Os mistérios da alma são imperscrutáveis. O que entendemos
da alma dos outros é, de fato, o que imaginamos. «Nada sabemos da alma / Senão
da nossa; / As dos outros são olhares, / São gestos, são palavras, / Com a
suposição de qualquer semelhança / No fundo», escreveu Pessoa em 1934. “Anima”,
o novo álbum do pianista, compositor e arranjador Luís Figueiredo (nascido em
1979), obra orquestral dividida em sete andamentos, refere-se à alma, ao
espírito e à condição humana em toda a sua complexidade. «Inicialmente, o plano
era dedicar um andamento a cada “humor”, a cada estado de espírito ou
experiência humana», começa por explicar o músico conimbricense à jazz.pt. «Mas
rapidamente percebi que se tornaria demasiado literal. Por isso, preferi
explorar várias dessas experiências ao longo dos sete andamentos.» Com selo da
Roda Music, editora que cofundou em 2019, “Anima” é o seu álbum mais voltado
para a música erudita, pela onipresença da orquestra de cordas, mas sem perder
uma natural ligação à linguagem do jazz e à improvisação. Será o seu trabalho
mais ambicioso, onde leva mais longe a sua escrita. «O que me agrada
precisamente é viajar entre esses vários formatos e explorá-los da forma mais
intensa possível.» Para ilustrar esse apelo para a tergiversação entre diferentes
áreas musicais, dá o exemplo de um disco de canções inteiramente escritas e
tocadas por si e cantadas por Manuel Rocha, a lançar em novembro. «E isso
deixa-me tão entusiasmado como o disco de orquestra», sublinha. Em “Anima” há
inúmeros traços daquilo que vem fazendo em múltiplos contextos e configurações
instrumentais. «Sinto que a linguagem harmônica e rítmica – já não para referir
os solistas – denunciam a proximidade do jazz.» Luís Figueiredo admite que
“Anima” é apenas mais um disco dentro do seu universo, que sempre teve, entre
outros, esses dois polos, a clássica e o jazz. «Sinto-me muito confortável
nesta área de confluência, e devo dizer que tenho especial atração por essas
áreas “in-between”.» Se no campo clássico assume várias referências, de Mahler
a Wagner, passando por Ravel, Stravinsky, Bartók e Arvo Pärt, não esquece Claus
Ogerman, Nelson Riddle, Maria Schneider, Guillermo Klein, Jonny Greenwood,
Sakamoto ou Alberto Iglesias. Nem Laginha, Sassetti ou Tinoco.

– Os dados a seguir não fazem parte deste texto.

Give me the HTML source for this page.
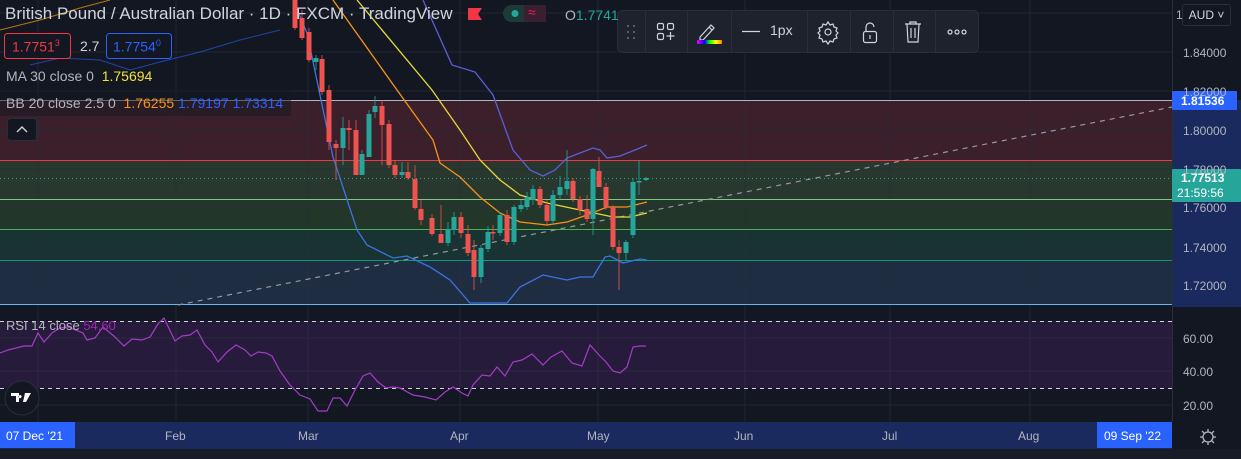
<!DOCTYPE html><html><head><meta charset="utf-8"><style>
body{margin:0;width:1241px;height:459px;background:#131722;overflow:hidden;font-family:"Liberation Sans",sans-serif;position:relative}
.a{position:absolute;white-space:nowrap}
.pl{position:absolute;left:1183px;font-size:12px;color:#b2b5be}
.tl{position:absolute;top:429px;font-size:12px;color:#b2b5be}
</style></head><body>
<svg class="a" style="left:0;top:0" width="1241" height="459">
<!-- zones -->
<rect x="0" y="100" width="1172" height="61" fill="#3b1f2b"/>
<rect x="0" y="161" width="1172" height="38" fill="#29382f"/>
<rect x="0" y="199" width="1172" height="30" fill="#22362a"/>
<rect x="0" y="229" width="1172" height="31" fill="#183331"/>
<rect x="0" y="260" width="1172" height="44" fill="#1e2d42"/>
<rect x="0" y="321" width="1172" height="67" fill="#271b3b"/>
<!-- grid -->
<g stroke="#2a2e39" stroke-opacity=".7" stroke-width="1">
<path d="M0 13H1172M0 52H1172M0 91H1172M0 130H1172M0 169H1172M0 207H1172M0 247H1172M0 285H1172M0 338H1172M0 371H1172M0 405H1172"/>
<path d="M38 0V422M176 0V422M308 0V422M460 0V422M598 0V422M745 0V422M890 0V422M1030 0V422"/>
</g>
<!-- zone lines -->
<path d="M0 100.5H1172" stroke="#b2b5be" stroke-width="1"/>
<path d="M0 160.5H1172" stroke="#f23645"/>
<path d="M0 199.5H1172" stroke="#81c784"/>
<path d="M0 229.5H1172" stroke="#4caf50"/>
<path d="M0 260.5H1172" stroke="#089981"/>
<path d="M0 304.5H1172" stroke="#64b5f6"/>
<path d="M0 178.5H1172" stroke="#26a69a" stroke-dasharray="1 3"/>
<path d="M178 305L1172 107" stroke="#9598a1" stroke-width="1.2" stroke-dasharray="5 5"/>
<!-- price axis bg -->
<rect x="1172" y="100" width="69" height="207" fill="#1b2a5e"/>
<path d="M1172.5 0V452" stroke="#2a2e39"/>
<!-- top-left leftovers -->
<polyline fill="none" stroke="#f7a600" stroke-opacity=".7" points="0,30 40,20 80,8 110,0"/>
<polyline fill="none" stroke="#2962ff" stroke-opacity=".6" points="30,65 60,58 100,60 130,70 160,62 200,52 240,40 280,30"/>
<!-- BB / MA lines -->
<polyline fill="none" stroke="#f7931a" stroke-width="1.3" points="333,0 397,90 433,140 440,163 460,177 480,197 500,213 520,222 547,225 567,222 587,215 607,207 627,207 647,202"/>
<polyline fill="none" stroke="#e5d93a" stroke-width="1.3" points="357,0 432,90 460,130 480,160 500,180 520,195 547,203 580,210 613,217 630,217 647,213"/>
<polyline fill="none" stroke="#5b5fd6" stroke-width="1.3" points="423,0 452,65 475,72 493,95 513,150 530,170 543,176 555,170 567,158 580,153 593,148 600,150 607,158 620,156 635,150 647,145"/>
<polyline fill="none" stroke="#3b74e0" stroke-width="1.3" points="293,0 307,33 333,157 357,230 367,245 393,258 407,256 430,267 450,280 470,303 507,303 520,287 543,275 567,280 580,277 593,277 605,257 610,256 623,263 640,259 647,260"/>
<!-- candles -->
<g id="c"></g>
<!-- RSI -->
<path d="M0 321.5H1172M0 388.5H1172" stroke="#d1d4dc" stroke-dasharray="4 4"/>
<polyline fill="none" stroke="#a43cc7" stroke-width="1.2" points="0,353 8,350 24,346 32,346 38,333 44,342 52,333 60,328 68,327 83,333 87,340 95,338 103,327 115,337 124,346 132,339 142,340 150,337 158,324 164,318 175,341 182,336 190,335 197,330 205,345 212,352 218,362 227,352 236,345 245,350 251,356 258,352 266,353 272,356 280,371 290,385 300,395 310,399 318,411 327,411 333,398 340,398 347,406 355,390 363,376 370,373 378,382 386,388 393,387 400,388 413,395 425,397 436,400 445,392 453,387 462,393 468,396 473,385 482,375 490,376 497,367 505,376 513,362 522,360 532,354 543,365 551,357 562,351 572,363 582,366 590,345 600,356 606,362 613,371 620,373 627,367 633,347 640,346 646,346"/>
<!-- time axis -->
<rect x="0" y="422" width="1241" height="27" fill="#1b2a5e"/>
<rect x="0" y="449" width="1241" height="10" fill="#181c27"/>
<rect x="0" y="422" width="75" height="26" fill="#2962ff"/>
<rect x="1097" y="422" width="75" height="26" fill="#2962ff"/>
<rect x="1172" y="422" width="69" height="27" fill="#131722"/>
<circle cx="1208" cy="437" r="5" fill="none" stroke="#b2b5be" stroke-width="1.3"/>
<path d="M1208 429v3M1208 442v3M1200 437h3M1213 437h3M1202 431l2 2M1212 441l2 2M1214 431l-2 2M1204 441l-2 2" stroke="#b2b5be" stroke-width="1.3"/>
<!-- logo -->
<circle cx="22" cy="398" r="17" fill="#131722" stroke="#2a2e39"/>
<path d="M11 393h8v9h-3v-6h-5z M20 395a1.6 1.6 0 1 0 .1 0z M25 393h6l-5 9h-3z" fill="#fff"/>
<!-- price labels -->
<rect x="1172" y="91" width="65" height="19" fill="#2962ff" rx="1"/>
<rect x="1172" y="169" width="69" height="33" fill="#26a69a" rx="1"/>
<!-- toolbar -->
<rect x="617.5" y="10.5" width="361" height="42" rx="5" fill="#1e222d" stroke="#2a2e39"/>
<path d="M645.5 11V52M687.5 11V52M731.5 11V52M807.5 11V52M850.5 11V52M893.5 11V52M935.5 11V52" stroke="#2a2e39"/>
<g fill="#6a6d78"><circle cx="628" cy="26" r="1"/><circle cx="634" cy="26" r="1"/><circle cx="628" cy="32" r="1"/><circle cx="634" cy="32" r="1"/><circle cx="628" cy="38" r="1"/><circle cx="634" cy="38" r="1"/></g>
<g fill="none" stroke="#d1d4dc" stroke-width="1.2">
<rect x="657.5" y="23.5" width="6" height="6" rx="1.5"/><rect x="667.5" y="23.5" width="6" height="6" rx="1.5"/><rect x="657.5" y="33.5" width="6" height="6" rx="1.5"/>
<path d="M670.5 32v8M666.5 36h8"/>
<path d="M700 37l11-12 3 3-11 12h-3z M709 27l3 3"/>
<path d="M742 31.5h18"/>
<circle cx="828" cy="32" r="3"/>
<path d="M828 22l2 3 3-1 1 3 3 1-1 3 2 2-2 2 1 3-3 1-1 3-3-1-2 3-2-3-3 1-1-3-3-1 1-3-2-2 2-2-1-3 3-1 1-3 3 1z"/>
<rect x="863.5" y="31.5" width="13" height="11" rx="2"/><path d="M866 31v-4a4 4 0 0 1 8 0" /><path d="M870 35v4"/>
<path d="M905 24h16M910 24v-2h6v2M907 24l1 18h10l1-18M911 28v10M915 28v10"/>
<circle cx="950" cy="32" r="2"/><circle cx="957" cy="32" r="2"/><circle cx="964" cy="32" r="2"/>
</g>
<defs><linearGradient id="rb"><stop offset="0" stop-color="#f0f"/><stop offset=".3" stop-color="#00f"/><stop offset=".5" stop-color="#0f0"/><stop offset=".75" stop-color="#ff0"/><stop offset="1" stop-color="#f80"/></linearGradient></defs>
<rect x="697" y="40" width="25" height="4" rx="1" fill="url(#rb)"/>
<!-- header overlays -->
<rect x="0" y="90" width="291" height="26" fill="#131722" fill-opacity=".5"/>
<rect x="7.5" y="118.5" width="29" height="22" rx="3" fill="#131722" stroke="#2a2e39"/>
<path d="M17 132l5-5 5 5" fill="none" stroke="#d1d4dc" stroke-width="1.4"/>
<rect x="4.5" y="33.5" width="66" height="25" rx="3" fill="#131722" stroke="#f23645"/>
<rect x="106.5" y="33.5" width="65" height="25" rx="3" fill="#131722" stroke="#2962ff"/>
<path d="M468 8h14l-4 6 4 6h-14z" fill="#f23645"/>
<rect x="503" y="5" width="43" height="17" rx="8.5" fill="#1e3a36"/>
<rect x="524" y="5" width="22" height="17" fill="#3a1f2e"/>
<circle cx="515" cy="13.5" r="3.5" fill="#26a69a"/>
</svg>
<div class="a" style="left:5px;top:4px;font-size:17px;color:#d1d4dc">British Pound / Australian Dollar · 1D · FXCM · TradingView</div>
<div class="a" style="left:528px;top:4px;font-size:14px;color:#e91e63">≈</div>
<div class="a" style="left:565px;top:7px;font-size:14px;color:#b2b5be">O<span style="color:#26a69a">1.7741</span></div>
<div class="a" style="left:12px;top:38px;font-size:14px;color:#f23645">1.7751<sup style="font-size:9px">3</sup></div>
<div class="a" style="left:80px;top:38px;font-size:14px;color:#d1d4dc">2.7</div>
<div class="a" style="left:113px;top:38px;font-size:14px;color:#2962ff">1.7754<sup style="font-size:9px">0</sup></div>
<div class="a" style="left:6px;top:68px;font-size:14px;color:#b2b5be">MA 30 close 0 &nbsp;<span style="color:#f2e33a">1.75694</span></div>
<div class="a" style="left:6px;top:95px;font-size:14px;color:#b2b5be">BB 20 close 2.5 0 &nbsp;<span style="color:#f7931a">1.76255</span> <span style="color:#2962ff">1.79197 1.73314</span></div>
<div class="a" style="left:6px;top:318px;font-size:13px;color:#b2b5be">RSI 14 close <span style="color:#9c27b0">54.60</span></div>
<div class="a" style="left:742px;top:22px;font-size:14px;color:#d1d4dc;left:770px">1px</div>
<div class="a" style="left:1182px;top:4px;width:47px;height:20px;border:1px solid #2a2e39;border-radius:3px;font-size:12px;color:#d1d4dc;line-height:20px;text-align:center">AUD ˅</div>
<div class="pl" style="top:8px;left:1176px">1</div>
<div class="pl" style="top:46px">1.84000</div>
<div class="pl" style="top:85px">1.82000</div>
<div class="pl" style="top:124px">1.80000</div>
<div class="pl" style="top:163px">1.78000</div>
<div class="pl" style="top:201px">1.76000</div>
<div class="pl" style="top:241px">1.74000</div>
<div class="pl" style="top:279px">1.72000</div>
<div class="pl" style="top:332px">60.00</div>
<div class="pl" style="top:365px">40.00</div>
<div class="pl" style="top:399px">20.00</div>
<div class="pl" style="top:94px;left:1181px;color:#fff;font-weight:bold">1.81536</div>
<div class="pl" style="top:171px;left:1181px;color:#fff;font-weight:bold">1.77513</div>
<div class="pl" style="top:186px;left:1177px;color:#fff">21:59:56</div>
<div class="tl" style="left:6px;color:#fff">07 Dec '21</div>
<div class="tl" style="left:165px">Feb</div>
<div class="tl" style="left:298px">Mar</div>
<div class="tl" style="left:450px">Apr</div>
<div class="tl" style="left:587px">May</div>
<div class="tl" style="left:734px">Jun</div>
<div class="tl" style="left:882px">Jul</div>
<div class="tl" style="left:1018px">Aug</div>
<div class="tl" style="left:1104px;color:#fff">09 Sep '22</div>
<script>
var d=[[295,0,28,0,30,0],[302,18,38,10,40,0],[309,32,60,28,62,0],[316,58,62,55,70,1],[322,59,92,55,95,0],[329,90,142,85,150,0],[336,144,148,140,180,0],[343,128,148,117,165,1],[349,128,130,120,150,0],[356,130,175,120,175,0],[362,154,175,150,175,1],[369,114,157,110,157,1],[375,106,112,96,118,1],[382,106,125,100,165,0],[389,124,165,120,168,0],[395,165,175,160,178,0],[402,172,175,162,178,1],[408,172,178,162,180,0],[415,179,208,165,210,0],[421,209,220,200,225,0],[432,218,234,214,236,0],[441,234,243,205,243,0],[448,229,243,222,246,1],[454,217,230,212,235,1],[461,217,233,212,238,0],[468,234,253,225,256,0],[474,250,277,240,290,0],[481,248,277,245,283,1],[488,232,249,226,252,1],[493,232,233,225,240,0],[500,215,233,212,236,1],[507,215,242,210,245,0],[514,207,242,205,245,1],[521,205,209,200,212,1],[527,197,207,192,210,1],[533,189,200,185,205,1],[540,189,205,186,208,0],[547,205,221,200,226,0],[553,195,221,190,223,1],[560,187,195,176,200,1],[567,181,189,150,195,1],[573,181,199,178,202,0],[580,199,210,196,215,0],[587,209,219,195,222,0],[593,169,219,168,235,1],[599,171,187,157,187,0],[606,187,207,183,210,0],[613,207,247,205,250,0],[619,247,253,240,290,0],[626,242,253,240,260,1],[633,182,235,178,238,1],[639,181,182,160,195,1],[646,178,180,177,181,1]];
var s='';d.forEach(function(c){var col=c[5]?'#26a69a':'#ef5350';s+='<line x1="'+c[0]+'" x2="'+c[0]+'" y1="'+c[3]+'" y2="'+c[4]+'" stroke="'+col+'" stroke-opacity=".8"/><rect x="'+(c[0]-2.5)+'" y="'+c[1]+'" width="5" height="'+Math.max(1.5,c[2]-c[1])+'" fill="'+col+'"/>';});
document.getElementById('c').innerHTML=s;
</script>
</body></html>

Há nesta obra um fio condutor temático; é uma obra una e
coesa, com uma estrutura global bem vincada, da qual emerge uma certa aura
mahleriana, particularmente evidente, por exemplo, na “Parte I”. «Em termos
técnicos, penso que a herança do pós-romantismo está bem presente num princípio
que adotei para todo o álbum, e que é uma espécie de desconstrução ou
questionamento do sistema tonal», afirma. Mesmo quando as harmonias são claras
e transparentes, despontam elementos harmônicos, melódicos ou rítmicos que
interpelam essa transparência e transformam a sensação auditiva. «Desde muito
cedo essa outra camada tornou-se essencial para a experiência de compor e ouvir
esta música.» Nos últimos anos a aposta de Luís Figueiredo focou-se tanto em
contextos mais intimistas – certamente pela liberdade e pelas possibilidades
que estes oferecem – seja em “Pranava”, com a cantora Lara Lima, em 2020; a
solo em “À Deriva” e num notável dueto com o saxofonista João Mortágua em
“Kintsugi” (ambos de 2021); em “This Was What Will Be”, com o harpista Eduardo
Raon e o contrabaixista João Hasselberg, ou no disco de estreia do projeto
Círculo, que partilha com a cantora Rita Maria e o contrabaixista Mário Franco.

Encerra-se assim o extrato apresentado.